The four songs on the new Fleetwood Mac EP — which the legendary pop-rock outfit put up for sale on iTunes on Tuesday morning with little advance warning — arrive steeped in echoes of the past, in at least one case quite literally: “Without You,” a strummy acoustic number overlaid with harmony vocals by Lindsey Buckingham and Stevie Nicks, reportedly dates back to sessions for the two singers’ 1973 album as a long-haired vocal duo deeply opposed to shirts.
But the other tunes on Extended Play, newly composed by Buckingham and co-produced by him and L.A. studio pro Mitchell Froom, feel no less rooted in earlier iterations of this on-again/off-again institution.

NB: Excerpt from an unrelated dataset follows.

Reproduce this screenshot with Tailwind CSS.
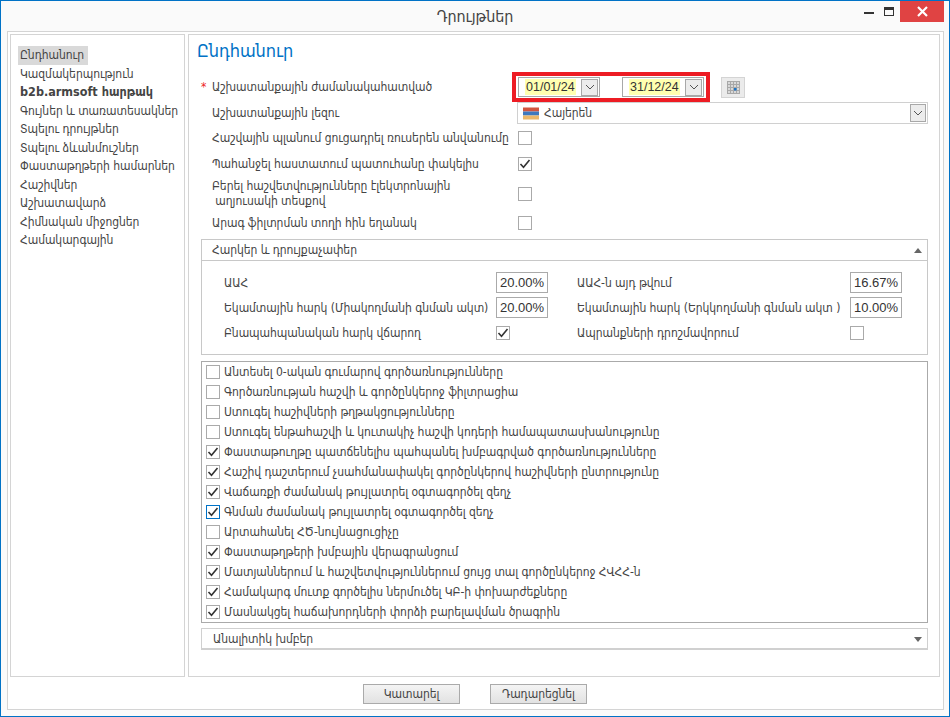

“Miss Fantasy” has some of the folky back-porch guitar action of “Never Going Back Again,” while the stripped-down “It Takes Time” could be Buckingham’s version of Christine McVie’s big piano ballad, “Songbird.” And opener “Sad Angel,” which you can hear below, shimmers with the glossy textures of 1987’s Tango in the Night. (Incidentally, if you want to get a sense of Fleetwood Mac’s enduring influence on synthed-up young rock acts like Phoenix, go straight to Tango — it looms larger these days than the vaunted Rumours does.)
Nothing about this self-reference surprises, of course, especially given that Fleetwood Mac is in the midst of a giant arena tour that will bring the band to the Hollywood Bowl on May 25 and Anaheim’s Honda Center on May 28. Old hits are what the members are playing onstage — “Don’t Stop,” “Dreams,” “Go Your Own Way,” “Silver Springs” — so old hits are what the members are hearing in their heads.
And yet Extended Play — Fleetwood Mac’s first studio output since Say You Will in 2003 — doesn’t sound stale or overworked; indeed, the songs have an impressive crispness (after only a handful of spins, anyway) that makes their familiarity seem less like evidence of a tapped creative supply than like proof that this is simply the kind of music Fleetwood Mac writes.
“I remember you,” Buckingham sings over and over again near the end of “Miss Fantasy,” and he might be addressing his own melody. But it’s a good one. You’ll remember it too.